◆ **EXERCISE DETAILS**:
Report each line of the data that has "React" somewhere in it.

◆ **SOURCE MATERIAL**:
-- start --

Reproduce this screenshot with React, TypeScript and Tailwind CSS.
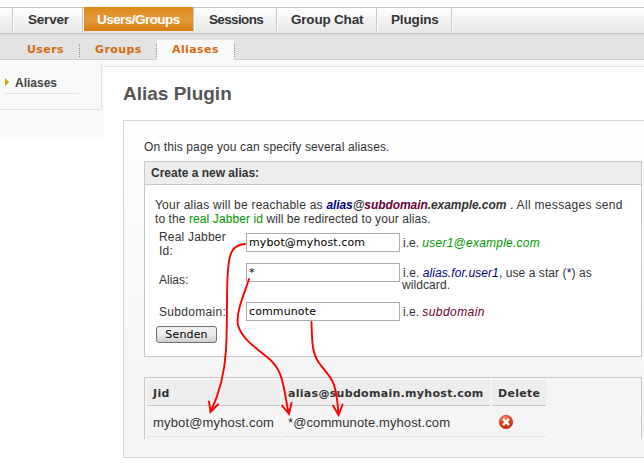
import React from "react";

const arial = "font-['Liberation_Sans',Arial,sans-serif]";
const verdana = "font-['DejaVu_Sans',Verdana,sans-serif]";

function NavTab({ label, className, text, active = false }: { label: string; className: string; text: string; active?: boolean }) {
  return (
    <a className={`flex h-[25px] shrink-0 border-r border-[#c8c8c8] ${className}`}>
      <span className={`block h-full w-full border-l border-white text-[13.5px] leading-[24px] font-bold whitespace-nowrap ${active ? "text-white" : "text-[#333]"}`}>
        <span className={`block ${active ? "-mt-px h-[24px] bg-linear-to-b from-[#de8712] via-[#e59a38] to-[#d97c00] leading-[26px]" : ""} ${text}`}>{label}</span>
      </span>
    </a>
  );
}

function Field({ value, className = "" }: { value: string; className?: string }) {
  return (
    <div className={`h-[19px] w-[154px] shrink-0 border border-[#abadb3] bg-white pl-[2px] text-[11px] leading-[18px] tracking-[0.12px] text-black ${verdana} ${className}`}>{value}</div>
  );
}

function DeleteIcon() {
  return (
    <svg width="16" height="16" viewBox="0 0 16 16">
      <defs>
        <radialGradient id="red" cx="0.4" cy="0.2" r="0.85">
          <stop offset="0" stopColor="#ff8a70" />
          <stop offset="0.5" stopColor="#ee3c1a" />
          <stop offset="1" stopColor="#c02000" />
        </radialGradient>
      </defs>
      <circle cx="8" cy="8" r="6.8" fill="url(#red)" stroke="#b8422c" strokeWidth="0.6" />
      <path d="M5.800 5.800 10.200 10.200M10.200 5.800 5.800 10.200" stroke="#fff" strokeWidth="2.4" strokeLinecap="square" />
    </svg>
  );
}

export default function App() {
  return (
    <div className={`relative h-[473px] w-[644px] overflow-hidden bg-white pt-[7px] text-[12px] text-[#333] ${arial}`}>
      <nav className="flex h-[27px] border-y border-[#c5c5c5] bg-linear-to-b from-white to-[#e6e6e6]">
        <div className="h-[25px] w-[13px] shrink-0 border-r border-[#c8c8c8]" />
        <NavTab label="Server" className="w-[70px]" text="pl-[14px] tracking-[-0.2px]" />
        <NavTab label="Users/Groups" className="w-[111px]" text="pl-[13px] tracking-[-0.55px]" active />
        <NavTab label="Sessions" className="w-[83px]" text="pl-[14px] tracking-[-0.65px]" />
        <NavTab label="Group Chat" className="w-[100px]" text="pl-[13px] tracking-[-0.2px]" />
        <NavTab label="Plugins" className="w-[75px]" text="pl-[13px] tracking-[-0.15px]" />
        <div className="h-[25px] w-px bg-white" />
      </nav>

      <div className={`flex h-[26px] border-b border-[#ccc] bg-linear-to-b from-[#d8d8d8] via-[#e3e3e3] via-10% to-[#e3e3e3] text-[11px] leading-[20px] font-bold tracking-[0.4px] text-[#d76c0d] ${verdana}`}>
        <div className="mt-[6px] h-[20px] w-[79px] pl-[27px]">Users</div>
        <div className="mt-[10px] h-[13px] border-l border-dotted border-[#6f98a5]" />
        <div className="mt-[6px] h-[20px] w-[76px] pl-[15px]">Groups</div>
        <div className="mt-[10px] h-[13px] border-l border-dotted border-[#6f98a5]" />
        <div className="mt-[6px] h-[21px] w-[77px] bg-[#f9f9f9] pl-[15px]">Aliases</div>
        <div className="mt-[10px] h-[13px] border-l border-dotted border-[#6f98a5]" />
      </div>

      <div className="flex bg-[linear-gradient(#f9f9f9,#f9f9f9)] bg-[length:100%_77px] bg-no-repeat">
        <aside className="w-[102px] shrink-0 pt-[2px]">
          <div className="h-[48px] border-r border-b border-[#e3e3e3] pt-[11px] pl-[5px]">
            <div className="flex h-[21px] w-[74px] border-b border-[#e3e3e3]">
              <svg className="mt-[5px]" width="4" height="8" viewBox="0 0 4 8"><path d="M0 0 4 4 0 8z" fill="#d49f00" /></svg>
              <span className="pt-px pl-[6px] text-[12px] leading-[19px] font-bold text-[#444]">Aliases</span>
            </div>
          </div>
        </aside>
        <main className="mt-[6px] h-[407px] w-[542px] rounded-tl-[4px] border-t border-[#e3e3e3] pl-[2px]">
          <div className="h-[406px] rounded-tl-[2px] bg-white pl-[19px]">
            <h1 className="h-[53px] pt-[15px] text-[19px] leading-[24px] font-bold text-[#555]">Alias Plugin</h1>
            <section className="h-[338px] w-[530px] border border-[#d6d6d6] bg-linear-to-b from-[#fefefe] via-[#f6f6f6] via-70% to-[#f4f4f4] pt-[18px] pl-[20px]">
              <p className="h-[22px] leading-[16px] tracking-[0.12px]">On this page you can specify several aliases.</p>

              <div className="h-[196px] w-[498px] border border-[#c8c8c8] bg-white">
                <h2 className="h-[23px] border-b border-[#c8c8c8] bg-[#ededed] pl-[6px] leading-[23px] font-bold">Create a new alias:</h2>
                <p className="h-[46px] pt-[13px] pl-[10px] leading-[14px] whitespace-nowrap">
                  <span className="block tracking-[0.22px]">
                    Your alias will be reachable as{" "}
                    <b className="tracking-[-0.07px] italic"><span className="text-[#000080]">alias</span>@<span className="text-[#660033]">subdomain</span>.example.com</b>
                    <span className="tracking-[0.32px]"> . All messages send</span>
                  </span>
                  <span className="block tracking-[0.09px]">to the <span className="text-[#090]">real Jabber id</span> will be redirected to your alias.</span>
                </p>
                <div className="flex h-[32px] pl-[14px]">
                  <div className="-mt-[1px] w-[87px] leading-[14px] tracking-[0.2px]">Real Jabber<br />Id:</div>
                  <Field value="mybot@myhost.com" className="mt-[2px]" />
                  <div className="pt-[4px] pl-[3px] leading-[16px]">i.e. <i className="tracking-[0.24px] text-[#090]">user1@example.com</i></div>
                </div>
                <div className="flex h-[39px] pl-[14px]">
                  <div className="w-[87px] pt-[9px] leading-[16px]">Alias:</div>
                  <Field value="*" />
                  <div className="pt-[4px] pl-[3px] leading-[12px] tracking-[0.08px] whitespace-nowrap">i.e. <i className="text-[#000080]">alias.for.user1</i>, use a star (<span className="text-[#000080]">*</span>) as<br /><span className="-ml-px">wildcard.</span></div>
                </div>
                <div className="flex h-[24px] pl-[14px]">
                  <div className="w-[87px] pt-[2px] leading-[16px] tracking-[0.3px]">Subdomain:</div>
                  <Field value="communote" />
                  <div className="pt-[2px] pl-[3px] leading-[16px]">i.e. <i className="tracking-[0.42px] text-[#660033]">subdomain</i></div>
                </div>
                <button className={`ml-[11px] block h-[17px] w-[61px] rounded-[3px] border border-[#707070] bg-linear-to-b from-[#f2f2f2] via-[#ebebeb] to-[#cfcfcf] text-center text-[11px] leading-[16px] tracking-[0.15px] text-black ${verdana}`}>Senden</button>
              </div>

              <div className="mt-[20px] h-[62px] w-[498px] border border-b-0 border-[#c8c8c8] pt-[2px] pl-[2px]">
                <div className={`flex h-[26px] gap-[2px] text-[11px] leading-[27px] font-bold tracking-[0.3px] ${verdana}`}>
                  <div className="w-[133px] border-b border-[#c8c8c8] bg-[#ededed] pl-[6px]">Jid</div>
                  <div className="w-[208px] border-b border-[#c8c8c8] bg-[#ededed] pl-[6px]">alias@subdomain.myhost.com</div>
                  <div className="w-[54px] border-b border-[#c8c8c8] bg-[#ededed] pl-[6px]">Delete</div>
                </div>
                <div className="flex h-[31px] gap-[2px] text-[13px] leading-[33px]">
                  <div className="w-[133px] border-b border-[#e3e3e3] pl-[6px] tracking-[0.15px]">mybot@myhost.com</div>
                  <div className="w-[208px] border-b border-[#e3e3e3] pl-[6px] tracking-[0.1px]">*@communote.myhost.com</div>
                  <div className="w-[54px] border-b border-[#e3e3e3] pt-[8px] pl-[6px]"><DeleteIcon /></div>
                </div>
              </div>
            </section>
          </div>
        </main>
      </div>

      <svg className="absolute top-0 left-0" width="644" height="473" fill="none" stroke="#f00" strokeWidth="1.9" strokeLinecap="round">
        <path d="M245 244C232 245 228.500 252 227.500 278C226.500 300 227.500 325 226 350C224.500 376 219 394 211 411M209 401.500 210.500 412 218 404.500" />
        <path d="M249 279C245 292 235.500 312 238 325C241 338 257 349 267 357C283 369 283 384 288.500 413M282 405.500 289 414 291.500 403" />
        <path d="M311.500 322C312 342 312 353 319 363C331 379 336 378 338.500 414M333 405.500 338.500 415 342.500 404.500" />
      </svg>
    </div>
  );
}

-- end --

◆ **FINAL ANSWER**:
Reproduce this screenshot with React, TypeScript and Tailwind CSS.
import React from "react";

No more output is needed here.